Background replacement
A product photo on your kitchen counter becomes a product photo on dark slate, on a rustic table, in a styled environment. The product stays real. Only the background is generated. Locally, privately, at any volume.
AI upscaling
Real-ESRGAN takes a low-res image and upscales it 4x with AI enhancement. This one is genuinely best-in-class — it matches or beats cloud upscaling services. It's a 60MB download. Runs in seconds on Apple Silicon. If you have old photos, small screenshots, or images that need to be print-ready, this is the tool.
Fine-tuning on your brand
This is the real power move. Train a lightweight adapter (called a LoRA) on 20-30 images that match your visual style. Every image the model generates after that carries your aesthetic. Cloud APIs can't do this. It's the difference between a restaurant's menu and your own recipe book.

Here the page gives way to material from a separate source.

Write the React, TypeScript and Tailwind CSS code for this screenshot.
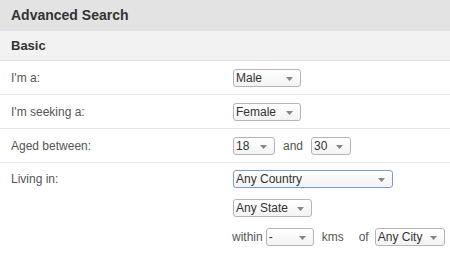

WHEN LOCAL AI IMAGE GENERATION IS WORTH IT
The sweet spot for local AI isn't "better than cloud." Think of it like cooking vs restaurants.
A great restaurant gives you a better meal, faster, with zero cleanup. If you just want to eat well, go to the restaurant.
But a restaurant can't make your grandmother's exact recipe. Can't cook at 3am when everything's closed. Can't feed 200 people for the cost of groceries. Can't keep your secret recipe private.
That's what local AI is for:
- Editing real photos — outpainting, object removal, background replacement. Your images never leave your machine.
- Fine-tuning — training on your brand's visual style. Cloud can't do this.
- Offline — no internet, still works.
- Scale — tens of thousands of images a day at zero marginal cost.
- Upscaling — Real-ESRGAN is best-in-class and runs locally in seconds.
For generating images from scratch, cloud wins. For editing and enhancing the photos you already have, local has a real edge.
The best tool isn't the most impressive one. It's the one that gets out of your way.
I deleted the 31GB generation model. But I'm setting up a local editing pipeline — outpainting, object removal, upscaling — for working with real photos across my projects. About 10GB of models. No subscription. No uploads. No per-image cost.
Generation goes to the cloud. Editing stays on the laptop. Each tool doing what it's actually best at.